Work Stealing - Determinism
This is the final post for the “Work Stealing” series. In the Work Stealing - Type System post, we went over language semantics that provide our compiler all the information needed to safely perform work stealing. In this post, we’ll cover a a few interesting aspects of determinism with work stealing from a systems perspective.
Little Constraints, Big Freedoms
Automatic parallelization is an optimization that is enabled by a small, simple set of language constraints. Mainstream languages can’t pull off work stealing as they lack necessary constraints or semantics to give their compilers the knowledge that certain optimizations are valid. Potential optimizations may be usually valid, but unless they’re always valid, the optimization is broken and unusable. I can point to a few common language features that make work stealing and other smaller optimizations impossible.
- C has mutable global data. It must invalidate registers referring to global data when returning from a function since the function callee may have modified it. Global data may be touched by almost any function or thread.
- Go has no
const
keyword. You simply cannot guarantee that a function callee is not modifying its parameters. Two back-to-back function calls cannot be reordered nor parallelized. - No language that I know of keeps track of whether a function will make a system call. Even a
function that uses something as simple as the
time(2)
function can change its output.def foo(): t0, t1 = time(), time() assert t0 <= t1
Reordering the two
time
calls would be disastrous. Nothing in their signature warns the language about that. It simply has to assume this is true for all sequential function calls.
Hemlock, however, has all of the necessary restrictions to make work stealing possible.
- Global data is immutable. It is not possible for one function or thread to modify global data in a way that can undermine the assumptions of another function or thread. Updates in global data may only be propagated between actors via message passing. This means Hemlock does not need to perform the same pessimistic register invalidation as C upon returning from a function call. Just as importantly for work stealing, this means the rug does not get pulled out from under actors’ feet (e.g. global data mutation) at unexpected times.
- A function is required to specify that it mutates its inputs and when it will do so.
val foo: &bytes -> (unit >!&bytes-> unit) let closure = foo bytes in (* Does not modify bytes *) let _ = closure () (* Modifies bytes *)
The above example takes in mutable data, but doesn’t mutate it directly.
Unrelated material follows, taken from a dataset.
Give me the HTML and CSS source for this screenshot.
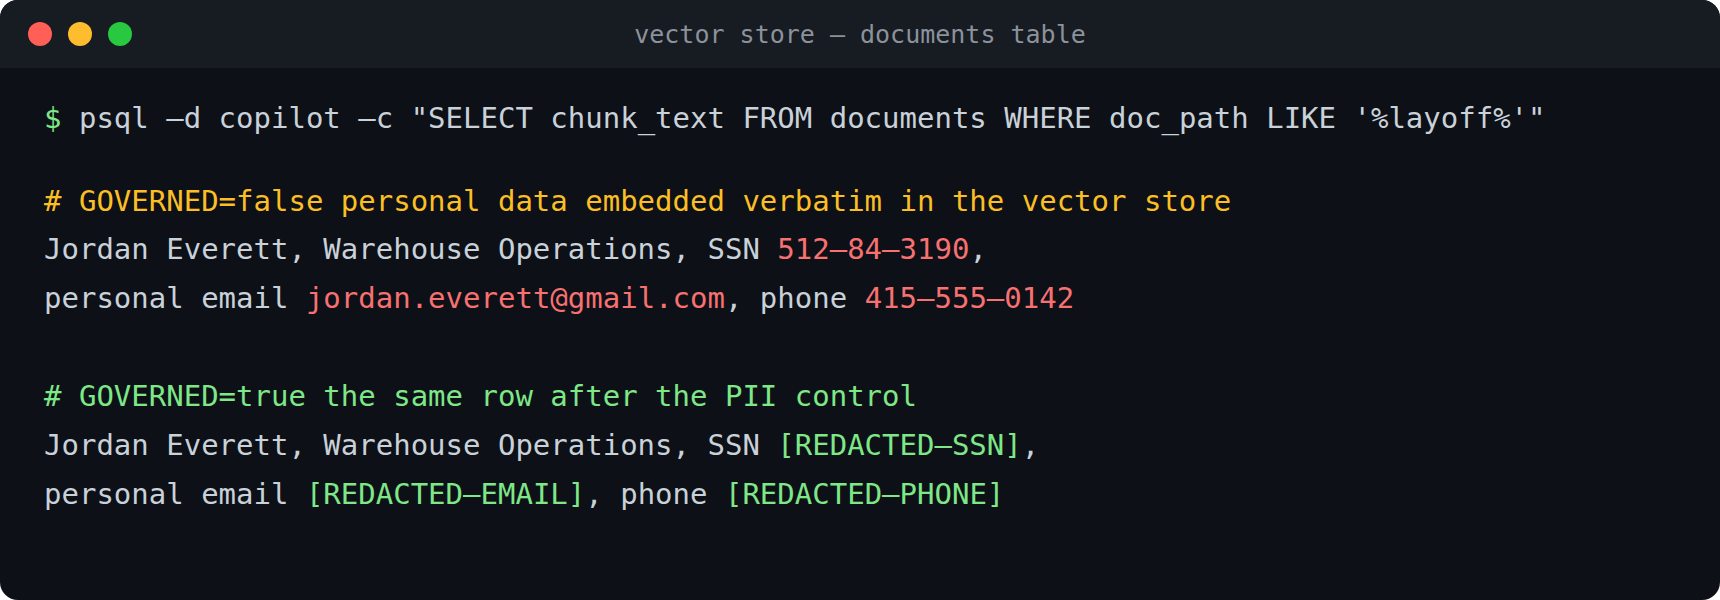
FILE: index.html
```html
<!DOCTYPE html>
<html lang="en">
<head>
<meta charset="utf-8">
<title>vector store — documents table</title>
<link rel="stylesheet" href="styles.css">
</head>
<body>
<div class="window">
  <div class="titlebar">
    <div class="dots">
      <span class="dot red"></span>
      <span class="dot yellow"></span>
      <span class="dot green"></span>
    </div>
    <div class="title">vector store — documents table</div>
    <div class="spacer"></div>
  </div>
  <div class="terminal">
    <div class="line cmd"><span class="prompt">$</span> psql –d copilot –c "SELECT chunk_text FROM documents WHERE doc_path LIKE '%layoff%'"</div>
    <div class="block">
      <div class="line warn"># GOVERNED=false personal data embedded verbatim in the vector store</div>
      <div class="line">Jordan Everett, Warehouse Operations, SSN <span class="pii">512–84–3190</span>,</div>
      <div class="line">personal email <span class="pii">jordan.everett@gmail.com</span>, phone <span class="pii">415–555–0142</span></div>
    </div>
    <div class="block">
      <div class="line ok"># GOVERNED=true the same row after the PII control</div>
      <div class="line">Jordan Everett, Warehouse Operations, SSN <span class="redacted">[REDACTED–SSN]</span>,</div>
      <div class="line">personal email <span class="redacted">[REDACTED–EMAIL]</span>, phone <span class="redacted">[REDACTED–PHONE]</span></div>
    </div>
  </div>
</div>
</body>
</html>
```
FILE: styles.css
```css
html, body {
  margin: 0;
  padding: 0;
  background: #ffffff;
}

.window {
  width: 1720px;
  height: 600px;
  background: #0d1017;
  border-radius: 18px;
  overflow: hidden;
  font-family: "DejaVu Sans Mono", monospace;
}

.titlebar {
  height: 68px;
  background: #171b22;
  display: grid;
  grid-template-columns: 1fr auto 1fr;
  align-items: center;
}

.dots {
  display: flex;
  gap: 16px;
  padding-left: 28px;
}

.dot {
  width: 24px;
  height: 24px;
  border-radius: 50%;
  display: block;
}

.dot.red { background: #ff5f57; }
.dot.yellow { background: #febc2e; }
.dot.green { background: #28c840; }

.title {
  color: #8b929c;
  font-size: 25px;
  white-space: pre;
}

.terminal {
  padding: 26px 44px;
  color: #c9d1d9;
  font-size: 29px;
  line-height: 48.6px;
}

.line {
  white-space: pre;
}

.cmd {
  margin-bottom: 34px;
}

.block + .block {
  margin-top: 50px;
}

.prompt { color: #7ee787; }
.warn { color: #fbbf24; }
.ok { color: #7ee787; }
.pii { color: #f87171; }
.redacted { color: #7ee787; }
```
Executing the closure it returns does mutate the data. Having such knowledge is required for the compiler to know whether such functions are valid to reorder or parallelize.
- A function’s observable side-effects or dependencies on anything other than its inputs is tracked
by the type system. A Hemlock function that makes a system call has an
>os->
effect. It’s pretty simple. Two functions that have such effects cannot be reordered nor parallelized via work stealing as we cannot guarantee that it is valid.val get_ns_since_epoch: unit >os-> u64 match (get_get_ns_since_epoch ()) <= (get_ns_since_epoch ()) with | true -> () | false -> halt "Time does not flow backwards."
Effects on System Resources
We made the assertion that it’s safe to automatically parallelize pure computation. That’s true. Usually, the only observable effect you can see is that the pure computation finishes faster. There are effects on other system resources to consider.
- I/O (disk or network)
- Memory
The intent with Hemlock to efficiently use as much CPU as possible. Aggressively parallelizing pure code does a great job of doing that. While only pure code is parallelized, the results of pure code may be written to the disk or network, so the increased speed provided by work stealing can cause a proportional increase in I/O utilization. What is great about both CPU and I/O is that hitting 100% utilization simply means we are working as fast as we can and can’t go any faster. The negative consequences are resource starvation. It’s a real problem, but easily the lesser evil compared to poor resource utilization (and the countless wasted programmer hours spent on manually expressing every detail of parallelism to utilize resources better).
Unfortunately, memory utilization may also increase proportionally. Hitting 100% memory utilization means that we hit allocation failures if we try to use any more. The negative consequence is process failure. There are technically-valid mechanisms to mitigate the out-of-memory failure case. For instance, it is valid to reap delegates that are not yet finished with their stolen work simply to free up system resources. It would then be up to those delegates’ associated victims to perform the work with all partial solutions from the delegates being lost. It would be an unfortunate sacrifice to make, and ultimately counterproductive.
While considering mitigation strategies, we realized that we should avoid performing such heroics within the Hemlock runtime. For a short time, our perspective regarding automatic parallelization and program correctness was flawed. The natural paradigm shift that Hemlock provides is that automatic parallelization is the baseline correct behavior and need not be considered magic. In Hemlock if a program runs out of memory, it is a problem with the program that should be fixed, not an instability to blame on work stealing.
Hemlock will have sane mechanisms to avoid out-of-memory failures due to hugely parallelized pure computation. Supervisor startup strategies will enable programmers to set more targeted memory and concurrency limits on delegates. With that, it should be straightforward for programmers to tame work stealing so that it does not run rampant and take down the system.